In 1950 Appleyard married Patricia Lyons, daughter of Jaguar's founder, and together they won Alpine Cups in 1950, 1951 and 1952 - a hat-trick which earned Appleyard the rally's first Gold Cup. Their white Jaguar XK120 is still preserved in running order in Coventry by the Jaguar Daimler Heritage Trust, of which Appleyard was a Trustee.
Appleyard also came second in the Dutch Tulip Rally in 1949, and won the RAC and Morecambe rallies. In 1953, the year he retired from serious sport, he won his fifth Alpine Cup and was runner-up in the first European Rally Championship. He preferred rallying to motor racing - but did compete at least once, beating Stirling Moss in the 1955 Production Touring Car Race at Silverstone.
His first marriage ended in divorce and in 1959 he married Philippa Ryder. Theirs was a long and devoted partnership, which saw the formation and flotation of the Appleyard Group of Companies, with Appleyard as chairman and managing director. He served as President of the Motor Agents' Association, Chairman of the Austin Rover Dealer Council and later the BL Dealer Council, and, in 1974, as President of the Council of the Leeds Chamber of Commerce. He was also a dedicated Rotarian, chairing the Yorkshire District in 1967-68.

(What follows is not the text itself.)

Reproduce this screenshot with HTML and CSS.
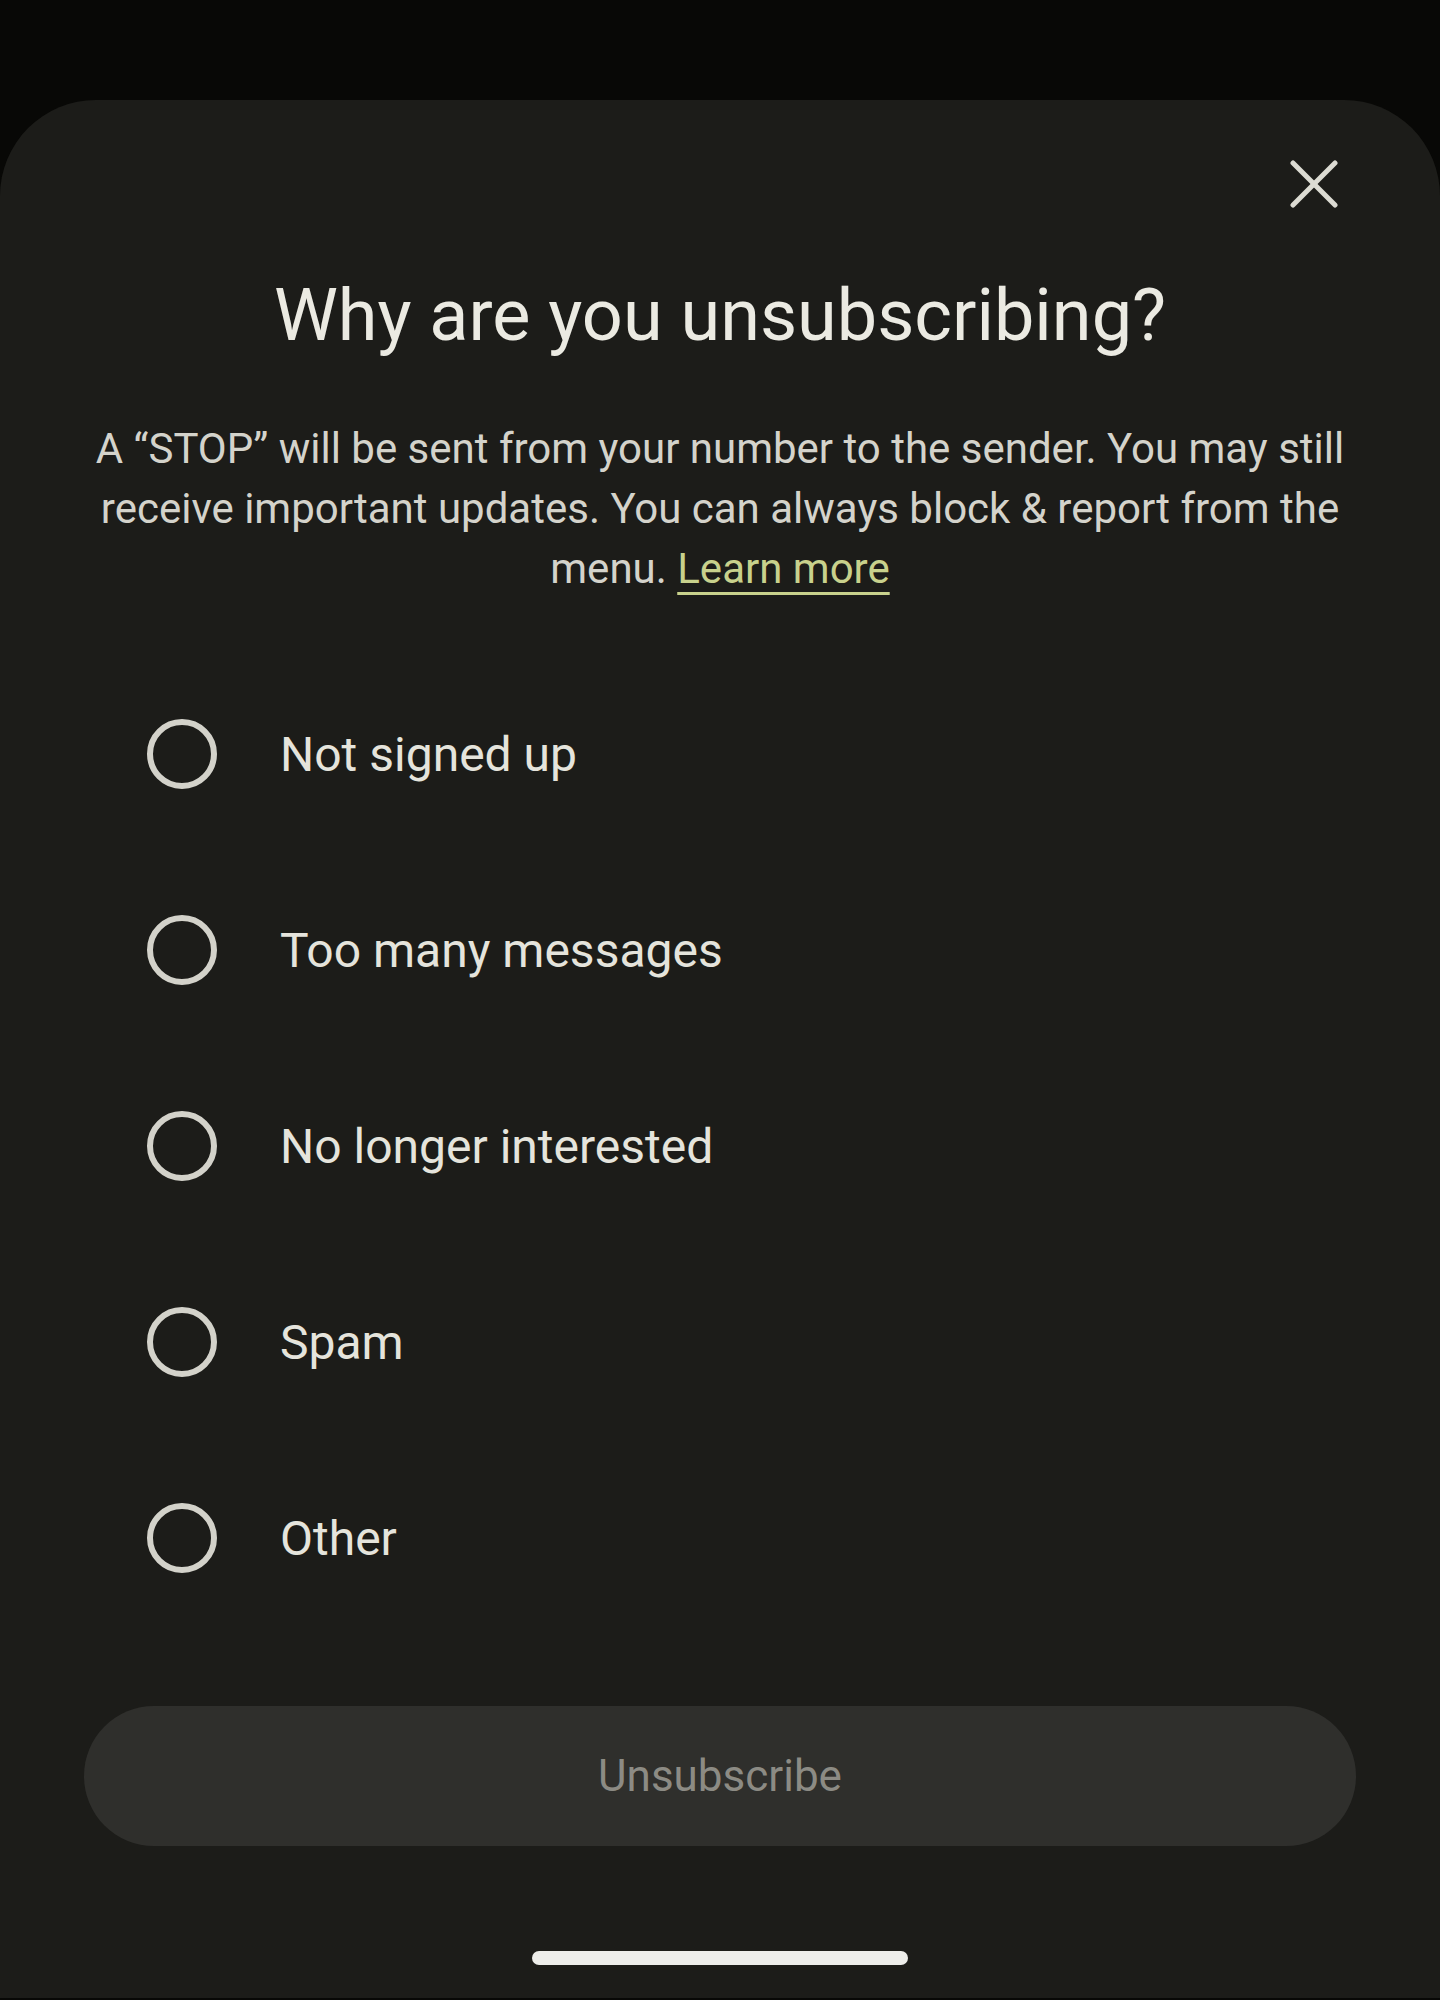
FILE: index.html
```html
<!DOCTYPE html>
<html lang="en">
<head>
    <meta charset="UTF-8">
    <meta name="viewport" content="width=device-width, initial-scale=1.0">
    <title>Unsubscribe</title>
    <link rel="stylesheet" href="styles.css">
</head>
<body>

    <div class="sheet">
        <div class="sheet-header">
            <button class="close-btn" aria-label="Close">
                <svg width="48" height="48" viewBox="0 0 48 48">
                    <line x1="3" y1="3" x2="45" y2="45" />
                    <line x1="45" y1="3" x2="3" y2="45" />
                </svg>
            </button>
        </div>

        <h2 class="title">Why are you unsubscribing?</h2>

        <p class="info">
            A “STOP” will be sent from your number to the sender. You may still
            receive important updates. You can always block &amp; report from the
            menu. <a href="#">Learn more</a>
        </p>

        <div class="options">
            <label class="option"><input type="radio" name="reason"><span>Not signed up</span></label>
            <label class="option"><input type="radio" name="reason"><span>Too many messages</span></label>
            <label class="option"><input type="radio" name="reason"><span>No longer interested</span></label>
            <label class="option"><input type="radio" name="reason"><span>Spam</span></label>
            <label class="option"><input type="radio" name="reason"><span>Other</span></label>
        </div>

        <button class="unsubscribe" disabled>Unsubscribe</button>

        <div class="home-bar"></div>
    </div>

</body>
</html>
```

FILE: styles.css
```css
body {
    margin: 0;
    background-color: #080806;
    font-family: Roboto, "Open Sans", sans-serif;
}

.sheet {
    margin-top: 100px;
    background-color: #1c1c19;
    border-radius: 96px 96px 0 0;
    padding: 42px 84px 33px;
    display: flex;
    flex-direction: column;
    min-height: 1765px;
}

.sheet-header {
    display: flex;
    justify-content: flex-end;
}

.close-btn {
    width: 84px;
    height: 84px;
    display: flex;
    align-items: center;
    justify-content: center;
    background: none;
    border: none;
    padding: 0;
    cursor: pointer;
}

.close-btn line {
    stroke: #dcdbd3;
    stroke-width: 5;
    stroke-linecap: round;
}

.title {
    margin: 49px 0 0;
    font-size: 72px;
    line-height: 82px;
    font-weight: 400;
    text-align: center;
    color: #ebeae2;
}

.info {
    margin: 62px -4px 0;
    font-size: 42px;
    line-height: 60px;
    text-align: center;
    color: #d4d3cb;
}

.info a {
    color: #c8d18c;
    text-decoration: underline;
    text-decoration-thickness: 3px;
    text-underline-offset: 9px;
}

.options {
    margin-top: 57px;
    padding-left: 63px;
    display: flex;
    flex-direction: column;
}

.option {
    height: 196px;
    display: flex;
    align-items: center;
    gap: 63px;
    font-size: 48px;
    color: #e5e4dc;
    cursor: pointer;
}

.option input {
    appearance: none;
    margin: 0;
    width: 70px;
    height: 70px;
    border: 6px solid #d3d2ca;
    border-radius: 50%;
    box-sizing: border-box;
    flex-shrink: 0;
}

.unsubscribe {
    margin-top: 70px;
    height: 140px;
    border: none;
    border-radius: 70px;
    background-color: #2f2f2c;
    color: #8c8b84;
    font-family: inherit;
    font-size: 44px;
}

.home-bar {
    margin: 105px auto 0;
    width: 376px;
    height: 14px;
    border-radius: 7px;
    background-color: #ededea;
}
```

In 1988, Appleyard retired as chairman of the Appleyard Group and, with Pip at his side, devoted the enthusiasm and determination which had marked his sporting and business careers to the pursuit of the ring ouzel.
Mary Lean
Ernest Ian Appleyard, sportsman, businessman and naturalist: born Linton, Yorkshire 10 October 1923; married 1950 Patricia Lyons (marriage dissolved), 1959 Philippa Ryder (two sons); died Harrogate 2 June 1998.